Following the Pattern of Sound Words

Therefore do not be ashamed of the testimony about our Lord, nor of me his prisoner, but share in suffering for the gospel by the power of God, who saved us and called us to a holy calling, not because of our works but because of his own purpose and grace, which he gave us in Christ Jesus before the ages began, and which now has been manifested through the appearing of our Savior Christ Jesus, who abolished death and brought life and immortality to light through the gospel, for which I was appointed a preacher and apostle and teacher, which is why I suffer as I do. But I am not ashamed, for I know whom I have believed, and I am convinced that he is able to guard until that day what has been entrusted to me. Follow the pattern of the sound words that you have heard from me, in the faith and love that are in Christ Jesus. By the Holy Spirit who dwells within us, guard the good deposit entrusted to you. (2 Timothy 1:8-14, ESV)

Leaving a group with whom you have been studying the Bible can be hard. Fellowship, and a deepening love and appreciation for each other, is a natural fruit of ministry that grows as we study together. I’ve served on staff in three churches, and as a lay leader/teacher in three others, and each time we moved brought me a measure of sorrow. Knowing that I was leaving them in good hands helped, but it was still hard. I see similar experiences in Paul’s relationship with Timothy and the church in Ephesus.

Here, Paul’s letter to Timothy is both poignant and personal. Paul is in prison in Rome, anticipating a possible death sentence. Timothy is in Ephesus, leading the church and facing challenges as a young leader. Paul urges Timothy to stand firm in the face of suffering for the gospel, knowing that God is able to strengthen him in his ministry. Reflecting on his own circumstances of suffering in prison, Paul clearly and boldly proclaims his faith in Christ and his commitment to fulfill his calling as one appointed to preach, teach, and build up the church. But Paul knows that his opportunities to travel to the churches he helped start may have ended. So he turns his attention to the ongoing preaching of the gospel that must continue, both while he is in prison, and after his death. Timothy, and others, will need to take up this responsibility, even if it leads to their own suffering.

In light of these circumstances and his love for the believers in Ephesus, what is Paul’s charge to Timothy? That he “Follow the pattern of the sound words that you have heard from me, in the faith and love that are in Christ Jesus.” That faith needs to be passed on, truths to be understood and embraced. Others need to hear and respond to the gospel message of God’s love and grace in Christ Jesus. This message is changeless, and is still the same message we are called to proclaim. Cultures change over time but the gospel message remains forever true (sound), and our teaching must speak that message clearly. We are not just teaching about some interesting historic event. We are teaching about a living reality of reconciliation that we can experience as God, through the Holy Spirit, applies that good news to our own lives. This gospel message is the “good deposit” that Timothy was to safeguard, and we have that same deposit to guard and pass on today.

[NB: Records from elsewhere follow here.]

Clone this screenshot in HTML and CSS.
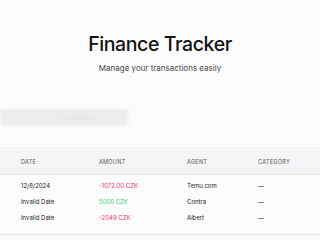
FILE: index.html
```html
<!DOCTYPE html>
<html lang="en">

<head>
    <meta charset="UTF-8">
    <meta name="viewport" content="width=device-width, initial-scale=1.0">
    <title>Finance Tracker</title>
    <link rel="stylesheet" href="styles.css">
</head>

<body>
    <header class="hero">
        <h1 class="hero-title">Finance Tracker</h1>
        <p class="hero-sub">Manage your transactions easily</p>
    </header>

    <div class="search">
        <div class="search-box"><span class="search-hint"></span></div>
    </div>

    <div class="table">
        <div class="row head">
            <span>Date</span>
            <span>Amount</span>
            <span>Agent</span>
            <span>Category</span>
        </div>
        <div class="row">
            <span>12/8/2024</span>
            <span class="neg">-1072.00 CZK</span>
            <span>Temu.com</span>
            <span>—</span>
        </div>
        <div class="row">
            <span>Invalid Date</span>
            <span class="pos">5000 CZK</span>
            <span>Contra</span>
            <span>—</span>
        </div>
        <div class="row">
            <span>Invalid Date</span>
            <span class="neg">-2049 CZK</span>
            <span>Albert</span>
            <span>—</span>
        </div>
    </div>
</body>

</html>
```

FILE: styles.css
```css
body {
    margin: 0;
    background: #fdfcfd;
    font-family: "Inter", "Noto Sans", sans-serif;
    color: #222;
    overflow: hidden;
}

.hero {
    padding-top: 33px;
    text-align: center;
}

.hero-title {
    margin: 0;
    font-size: 19.5px;
    font-weight: 500;
    line-height: 22px;
    color: #111;
    letter-spacing: -0.4px;
}

.hero-sub {
    margin: 8px 0 0;
    font-size: 8px;
    line-height: 10px;
    color: #444;
}

.search {
    margin-top: 36px;
    height: 18px;
}

.search-box {
    width: 128px;
    height: 17px;
    background: #eeecef;
    filter: blur(1.5px);
    display: flex;
    align-items: center;
}

.search-hint {
    margin-left: 63px;
    width: 32px;
    height: 3px;
    background: #e6e4e7;
}

.table {
    margin-top: 21px;
    border-top: 1px solid #efedf0;
    border-bottom: 1px solid #e6e4e7;
    padding-bottom: 9px;
}

.row {
    display: grid;
    grid-template-columns: 78px 88px 71px 1fr;
    padding-left: 21px;
    height: 16px;
    align-items: center;
    font-size: 6px;
    color: #222;
}

.head {
    height: 24px;
    margin-top: 1px;
    margin-bottom: 2px;
    background: #f5f4f6;
    border-bottom: 1px solid #e8e6e9;
    font-size: 5.5px;
    text-transform: uppercase;
    letter-spacing: 0.3px;
    color: #555;
}

.neg {
    color: #e8356e;
}

.pos {
    color: #43cf6c;
}
```
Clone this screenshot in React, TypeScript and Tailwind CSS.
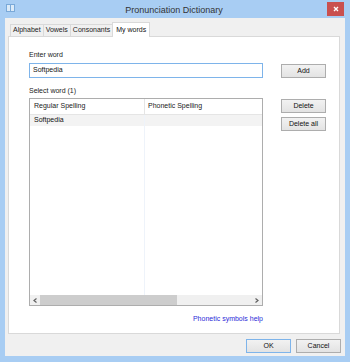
const font = { fontFamily: '"Liberation Sans", Arial, sans-serif' };

const Tab = ({ label, active }: { label: string; active?: boolean }) => (
  <div
    className={
      active
        ? "h-[15px] px-[3px] bg-white border border-[#d9d9d9] border-b-0 -mb-px relative z-10 flex items-start pt-[2px] text-[7px] text-[#111]"
        : "h-[12px] px-[2px] bg-[#f0f0f0] border border-[#d9d9d9] border-b-0 -mr-px flex items-center text-[7px] text-[#222]"
    }
  >
    {label}
  </div>
);

const Button = ({ label, def, className = "" }: { label: string; def?: boolean; className?: string }) => (
  <div
    className={`h-[14px] w-[45px] flex items-center justify-center text-[7px] text-[#111] border bg-gradient-to-b from-[#f2f2f2] to-[#e3e3e3] ${
      def ? "border-[#7eb4ea]" : "border-[#adadad]"
    } ${className}`}
  >
    {label}
  </div>
);

export default function App() {
  return (
    <div className="w-[350px] h-[362px] bg-[#a8cdf3] flex flex-col" style={font}>
      {/* title bar */}
      <div className="h-[18px] flex items-start relative">
        <svg className="ml-[6px] mt-[4px]" width="9" height="8" viewBox="0 0 9 8">
          <rect x="0.5" y="0.5" width="8" height="7" fill="#dbeaf8" stroke="#7aa9d8" />
          <line x1="4.5" y1="1" x2="4.5" y2="7" stroke="#7aa9d8" />
        </svg>
        <div className="flex-1 text-center text-[9px] text-[#333] pt-[4px] pl-[6px]">Pronunciation Dictionary</div>
        <div className="w-[17px] h-[14px] mt-[2px] mr-[6px] bg-[#c9504f] flex items-center justify-center">
          <svg width="6" height="6" viewBox="0 0 6 6">
            <path d="M1 1L5 5M5 1L1 5" stroke="#fff" strokeWidth="1.4" />
          </svg>
        </div>
      </div>

      {/* client */}
      <div className="mx-[5px] mb-[6px] flex-1 bg-[#f0f0f0] flex flex-col">
        <div className="flex items-end pl-[5px] pt-[4px]">
          <Tab label="Alphabet" />
          <Tab label="Vowels" />
          <Tab label="Consonants" />
          <Tab label="My words" active />
        </div>

        <div className="ml-[3px] mr-[5px] h-[298px] bg-white border border-[#d9d9d9] flex flex-col pl-[20px]">
          <div className="mt-[13px] text-[7px] text-[#222] leading-[10px]">Enter word</div>
          <div className="mt-[3px] flex items-start">
            <div className="w-[234px] h-[15px] border border-[#7eb4ea] flex items-center pl-[3px] text-[7px] text-[#111]">
              Softpedia
            </div>
            <Button label="Add" className="ml-[18px] mt-[1px]" />
          </div>

          <div className="mt-[8px] text-[7px] text-[#222] leading-[10px]">Select word (1)</div>
          <div className="mt-[2px] flex items-start">
            <div className="w-[234px] h-[208px] border border-[#adadad] flex flex-col">
              <div className="h-[16px] flex border-b border-[#e5e5e5] text-[7px] text-[#222]">
                <div className="w-[115px] border-r border-[#e5e5e5] flex items-center pl-[4px]">Regular Spelling</div>
                <div className="flex items-center pl-[3px]">Phonetic Spelling</div>
              </div>
              <div className="flex-1 flex">
                <div className="w-[115px] border-r border-[#eef3fa]">
                  <div className="h-[11px] bg-[#f3f3f3] flex items-center pl-[4px] text-[7px] text-[#111]">Softpedia</div>
                </div>
                <div className="flex-1">
                  <div className="h-[11px] bg-[#f3f3f3]" />
                </div>
              </div>
              {/* horizontal scrollbar */}
              <div className="h-[10px] flex bg-[#f0f0f0]">
                <div className="w-[10px] flex items-center justify-center">
                  <svg width="4" height="5" viewBox="0 0 4 5">
                    <path d="M3.5 0.5L1 2.5L3.5 4.5" stroke="#606060" strokeWidth="1.2" fill="none" />
                  </svg>
                </div>
                <div className="w-[137px] bg-[#cdcdcd]" />
                <div className="flex-1" />
                <div className="w-[10px] flex items-center justify-center">
                  <svg width="4" height="5" viewBox="0 0 4 5">
                    <path d="M0.5 0.5L3 2.5L0.5 4.5" stroke="#606060" strokeWidth="1.2" fill="none" />
                  </svg>
                </div>
              </div>
            </div>
            <div className="ml-[18px] mt-[1px] flex flex-col gap-[4px]">
              <Button label="Delete" />
              <Button label="Delete all" />
            </div>
          </div>

          <div className="w-[234px] mt-[8px] text-right text-[7px] text-[#2b2bd8] leading-[10px]">Phonetic symbols help</div>
        </div>

        <div className="flex justify-end gap-[5px] pr-[4px] mt-[5px]">
          <Button label="OK" def />
          <Button label="Cancel" />
        </div>
      </div>
    </div>
  );
}
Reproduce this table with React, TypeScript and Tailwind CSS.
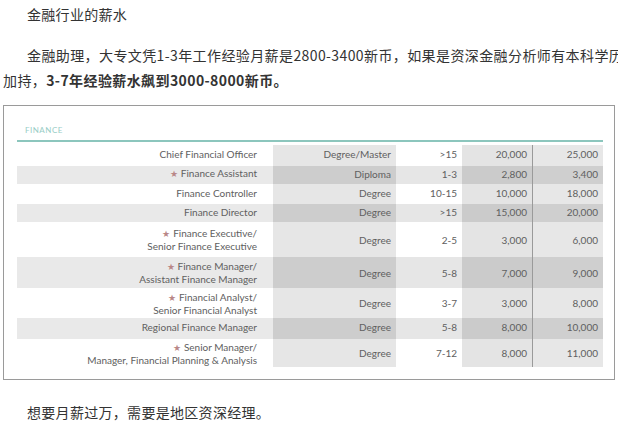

In our contemporary culture, as in the past, we can be tempted to shift or shape our gospel message into one more palatable, more attractive to a society of tolerance and broadmindedness. We don’t like to think about sin and its consequences, or a God who not only loves us but is righteous and judges sin. When challenging our culture, we can seem harsh and unloving, when actually we are motivated by love and concern for others and their relationship with God. We must be careful that, in our attempt to reach more people with the gospel message, we don’t distort it. For some, it will be a stumbling block, and people will consider us unloving people, but these “sound words” still need to be passed on. I’m all for finding relevant and creative ways to communicate the good news, as long we still clearly present the “deposit” we have received. We need all the creativity God can give us to reach out to those who need to hear the good news of grace through faith in Christ.

As you think about past Bible study sessions you have led, have you clearly presented the gospel of the love and grace of God in Christ Jesus in what you studied with your group? It’s so much more than a salvation message people must respond to in faith. It’s about the fullness of the Christian faith flowing from that gospel that we all need to learn and allow to shape our lives. This “deposit” needs to be passed on. How do you live this out in your teaching? Are you able to say with Paul, “But I am not ashamed, for I know whom I have believed, and I am convinced that he is able to guard until that day what has been entrusted to me” (2 Timothy 1:12)?

Father, help me never to be ashamed of you or the good news of the gospel of Jesus Christ. In my efforts to reach and teach others, please help me stay rooted in the sound words of the faith and love of God in Christ. With your Spirit’s help, may I be a good steward of the “good deposit” you have given me, investing it well in the Bible study leadership opportunities you give me. Help me be faithful as I teach the faith to your people. Amen.